Problem requirements:
Among the lines below, list those containing the string "this".

Code that builds pages
^^^^^^^^
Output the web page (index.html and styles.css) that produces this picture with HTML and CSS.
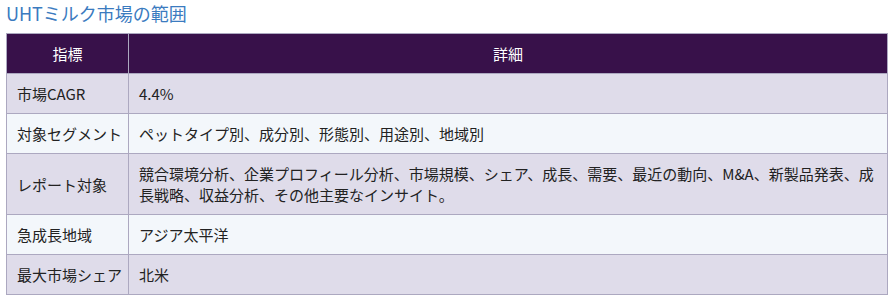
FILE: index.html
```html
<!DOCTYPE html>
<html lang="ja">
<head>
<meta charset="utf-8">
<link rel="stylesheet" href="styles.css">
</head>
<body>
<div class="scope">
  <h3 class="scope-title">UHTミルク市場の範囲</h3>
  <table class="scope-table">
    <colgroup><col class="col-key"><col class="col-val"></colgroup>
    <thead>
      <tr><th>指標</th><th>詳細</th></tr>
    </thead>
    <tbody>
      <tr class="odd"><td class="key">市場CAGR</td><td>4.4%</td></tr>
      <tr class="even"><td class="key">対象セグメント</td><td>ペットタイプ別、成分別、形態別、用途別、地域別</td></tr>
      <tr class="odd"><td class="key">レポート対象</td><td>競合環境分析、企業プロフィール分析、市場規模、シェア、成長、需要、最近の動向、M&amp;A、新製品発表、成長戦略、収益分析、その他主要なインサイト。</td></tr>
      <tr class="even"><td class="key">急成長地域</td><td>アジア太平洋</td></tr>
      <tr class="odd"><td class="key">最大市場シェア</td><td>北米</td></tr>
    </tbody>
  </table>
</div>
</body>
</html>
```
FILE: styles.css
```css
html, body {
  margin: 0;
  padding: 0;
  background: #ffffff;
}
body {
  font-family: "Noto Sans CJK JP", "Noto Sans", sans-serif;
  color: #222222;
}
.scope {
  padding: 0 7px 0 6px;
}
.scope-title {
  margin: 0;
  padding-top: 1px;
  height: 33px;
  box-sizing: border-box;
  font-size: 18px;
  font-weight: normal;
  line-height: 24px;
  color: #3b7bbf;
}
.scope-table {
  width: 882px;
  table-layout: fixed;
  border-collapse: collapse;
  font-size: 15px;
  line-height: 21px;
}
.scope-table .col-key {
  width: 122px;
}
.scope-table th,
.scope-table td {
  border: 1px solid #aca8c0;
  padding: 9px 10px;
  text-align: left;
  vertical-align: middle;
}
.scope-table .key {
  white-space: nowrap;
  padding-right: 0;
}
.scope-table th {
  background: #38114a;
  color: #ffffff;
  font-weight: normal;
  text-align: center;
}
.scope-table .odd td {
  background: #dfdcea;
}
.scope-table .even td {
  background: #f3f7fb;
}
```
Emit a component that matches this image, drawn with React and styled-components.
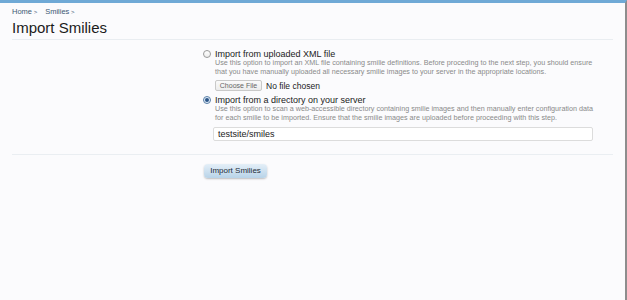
^^^^^^^^
Solution to the exercise:
Output the web page (index.html and styles.css) that produces this picture with HTML and CSS.
Emit a component that matches this image, drawn with React and styled-components.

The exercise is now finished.